Down in the bitumen with Inception and Lehman

The Decay of Place

Further Adventures in Inception

By Ad Hamilton

*A rejoinder to You’re Not Wrong | Inception.

If you’re struggling to find the economic or social commentary here, I’d suggest the setup of Inception speaks for itself: Failing to resolve a daddy issue for some conglomerate’s heir apparent will result in a global energy monopoly. How did a child of no known achievement get in this position? Which is to say, how did some 24-year-olds at Lehman Brothers take down the West?

That the characters don’t sit in a dreamy bowling alley and voice these questions is just a matter of approach to the material.

For me, the film is much more about another problem of global capitalism: dislocation and the decay of place. Cobb earns huge fees, and is, in a sense, the most powerful individual in the world, but he can’t get home, even the smoking hole that’s left of it, without killing off a part of himself. The totems are the only link the characters have to even know if their physical position is real, let alone relevant or fulfilling.
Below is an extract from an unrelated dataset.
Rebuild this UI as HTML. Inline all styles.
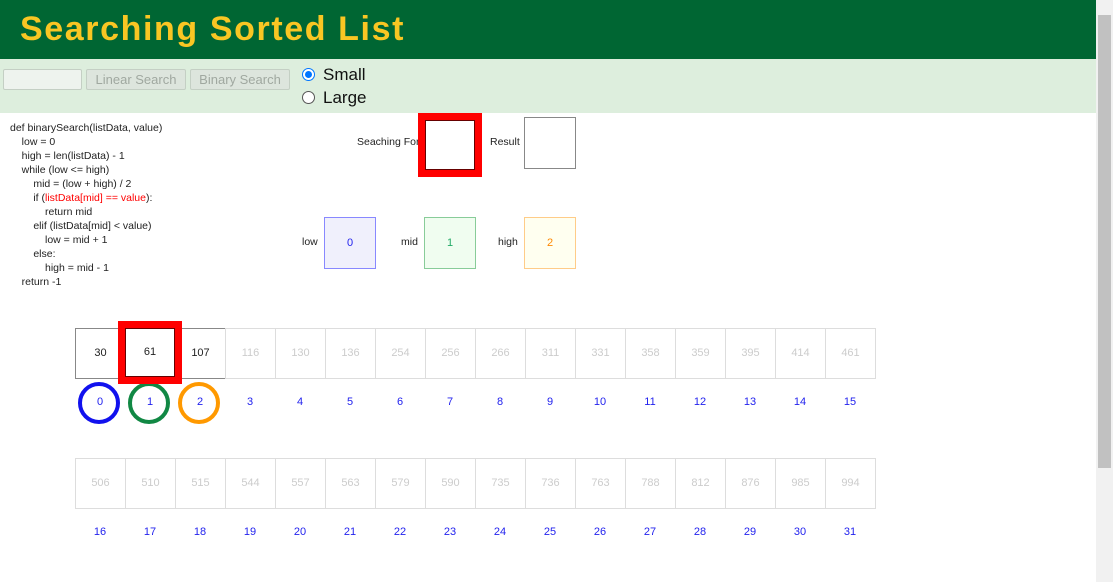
<!DOCTYPE html>
<html><head><style>
body{margin:0;width:1113px;height:582px;overflow:hidden;font-family:"Liberation Sans","DejaVu Sans",sans-serif;position:relative;background:#fff}
.a{position:absolute}
.hdr{left:0;top:0;width:1096px;height:59px;background:#006633}
.hdr h1{margin:0;position:absolute;left:20px;top:10px;font-size:34px;color:#f9c623;font-weight:bold;letter-spacing:1.6px}
.bar{left:0;top:59px;width:1096px;height:54px;background:#ddeedd}
.btn{position:absolute;top:69px;height:19px;border:1px solid #c4cfc4;background:#dde5dd;color:#a0a8a0;font-size:13px;line-height:19px;text-align:center;border-radius:2px}
.code{left:10px;top:121px;font-size:10.5px;line-height:14px;color:#222;white-space:pre}
.lbl{font-size:10.5px;color:#222}
.box{width:50px;height:50px;border:1px solid #888;text-align:center;line-height:50px;font-size:11px;box-sizing:content-box}
.cell{position:absolute;width:49px;height:49px;border:1px solid #ddd;text-align:center;line-height:49px;font-size:11px;color:#ccc}
.idx{position:absolute;width:50px;text-align:center;font-size:11px;color:#22e}
.circ{position:absolute;width:34px;height:34px;border-radius:50%;border:4px solid}
.sb{left:1096px;top:0;width:17px;height:582px;background:#f1f1f1}
.th{left:1098px;top:15px;width:13px;height:453px;background:#c1c1c1}
</style></head><body>
<div class="a hdr"><h1>Searching Sorted List</h1></div>
<div class="a bar"></div>
<div class="a" style="left:3px;top:69px;width:77px;height:19px;border:1px solid #c4cfc4;background:#eef3ee;border-radius:2px"></div>
<div class="btn" style="left:86px;width:98px">Linear Search</div>
<div class="btn" style="left:190px;width:98px">Binary Search</div>
<div class="a" style="left:302px;top:68px;width:11px;height:11px;border-radius:50%;border:1px solid #0075ff;background:#fff"><div style="margin:2px;width:7px;height:7px;border-radius:50%;background:#0075ff"></div></div>
<div class="a" style="left:302px;top:91px;width:11px;height:11px;border-radius:50%;border:1px solid #555;background:#fff"></div>
<div class="a" style="left:323px;top:65px;font-size:17px;color:#111">Small</div>
<div class="a" style="left:323px;top:88px;font-size:17px;color:#111">Large</div>
<div class="a code">def binarySearch(listData, value)
    low = 0
    high = len(listData) - 1
    while (low &lt;= high)
        mid = (low + high) / 2
        if (<span style="color:#f00">listData[mid] == value</span>):
            return mid
        elif (listData[mid] &lt; value)
            low = mid + 1
        else:
            high = mid - 1
    return -1</div>
<div class="a lbl" style="left:357px;top:136px">Seaching For</div>
<div class="a" style="left:418px;top:113px;width:50px;height:50px;border:7px solid #f00;background:#fff;box-shadow:inset 0 0 0 1px #600"></div>
<div class="a lbl" style="left:490px;top:136px">Result</div>
<div class="a box" style="left:524px;top:117px"></div>
<div class="a lbl" style="left:302px;top:236px">low</div>
<div class="a box" style="left:324px;top:217px;border-color:#88f;background:#f0f0fc;color:#22e">0</div>
<div class="a lbl" style="left:401px;top:236px">mid</div>
<div class="a box" style="left:424px;top:217px;border-color:#8c9;background:#f0fdf0;color:#2a6">1</div>
<div class="a lbl" style="left:498px;top:236px">high</div>
<div class="a box" style="left:524px;top:217px;border-color:#fc8;background:#fffff0;color:#f80">2</div>
<div id="g"></div>
<div class="circ" style="left:78px;top:382px;border-color:#11e"></div>
<div class="circ" style="left:128px;top:382px;border-color:#184"></div>
<div class="circ" style="left:178px;top:382px;border-color:#f90"></div>
<div class="a" style="left:118px;top:321px;width:50px;height:49px;border:7px solid #f00;background:#fff;text-align:center;line-height:49px;font-size:11px;color:#222;box-shadow:inset 0 0 0 1px #600">61</div>
<div class="a sb"></div><div class="a th"></div>
<script>
var v=[30,61,107,116,130,136,254,256,266,311,331,358,359,395,414,461,506,510,515,544,557,563,579,590,735,736,763,788,812,876,985,994];
var h='';
for(var i=0;i<32;i++){var r=i<16?0:1,c=i%16,x=75+c*50,y=r?458:328;
var st=i<3?'border-color:#888;color:#222;':'';
h+='<div class="cell" style="left:'+x+'px;top:'+y+'px;'+st+'">'+v[i]+'</div>';
h+='<div class="idx" style="left:'+x+'px;top:'+(r?526:396)+'px">'+i+'</div>';}
document.getElementById('g').innerHTML=h;
</script>
</body></html>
Compounding this personal dislocation is a professional Disneyfication: the team creates endlessly diverting, ephemeral setpieces for adventure. We found Ellen Page, the best young architect in the world, and asked her to build us a video game to be populated by projections and only seen by six people, and she said it sounded like a dream job (no pun intended).

These people are as rootless as a Chinese I-Phone maker, and their work is as pointlessly ephemeral as an online advertising campaign, but like both, their banal existence is essential to the smooth hum of global production.

I don’t think the characters need to “explore” these themes. The need to fall down elevator shafts, plunge off bridges, or literally commit suicide to get out of this hellscape is sufficient commentary.